If it was up to me, I would keep pet happiness in the game. Indeed, I would remove pet happiness from the talent trees, so your pet wouldn't automatically stay happy. Instead there would be more emphasis on feeding your pet and using the Mend Pet glyph to keep it happy. The hunter should actively control her pet's happiness.

I would also keep the 3 level difference on taming, to emphasize the separate personalities.

I would also not have the hunter start with a pet. Instead, the level 3 hunter class quest should be to tame your first pet from the wild. Though it would still be a guardian, like it is now.

I think Blizzard needs to slow down with its streamlining of classes. Not all inconveniences need to be eliminated. Sometimes the inconvenience adds something. Having to deal with pet happiness is sometimes an inconvenience, but in the long run it makes the hunter class more interesting.

1. Infamously captured in the Loyalty Level 6 controversy. For those who weren't around at the time, Loyalty Level 6 was the highest rank of loyalty your pet could attain. It was also the name of a piece of fan art that depicted a scantily-clad female tauren hunter hugging her pet lion. The WoW community--never high-minded at the best of times--immediately jumped to the most salacious conclusion.

26 comments:

  1. And bring back ammo, and quivers, and channeled Mend Pet! And take quest-givers back off the minimap!

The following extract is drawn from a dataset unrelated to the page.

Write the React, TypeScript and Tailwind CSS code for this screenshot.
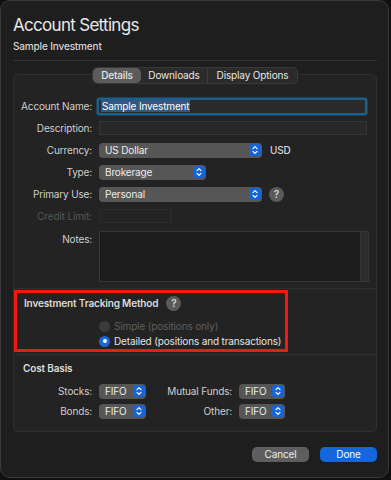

    The Glyph of Mend Pet was the writing on the wall. While pet happiness was something "unique" to hunters, it was unique in the way that Blind requiring Fadeleaf or bubble-hearthing was unique: inconsequentially. If you want tamagotchi, you can play tamagotchi; nothing is stopping the people that want to treat their hunters like that to continue doing so.

    Game design has grown up.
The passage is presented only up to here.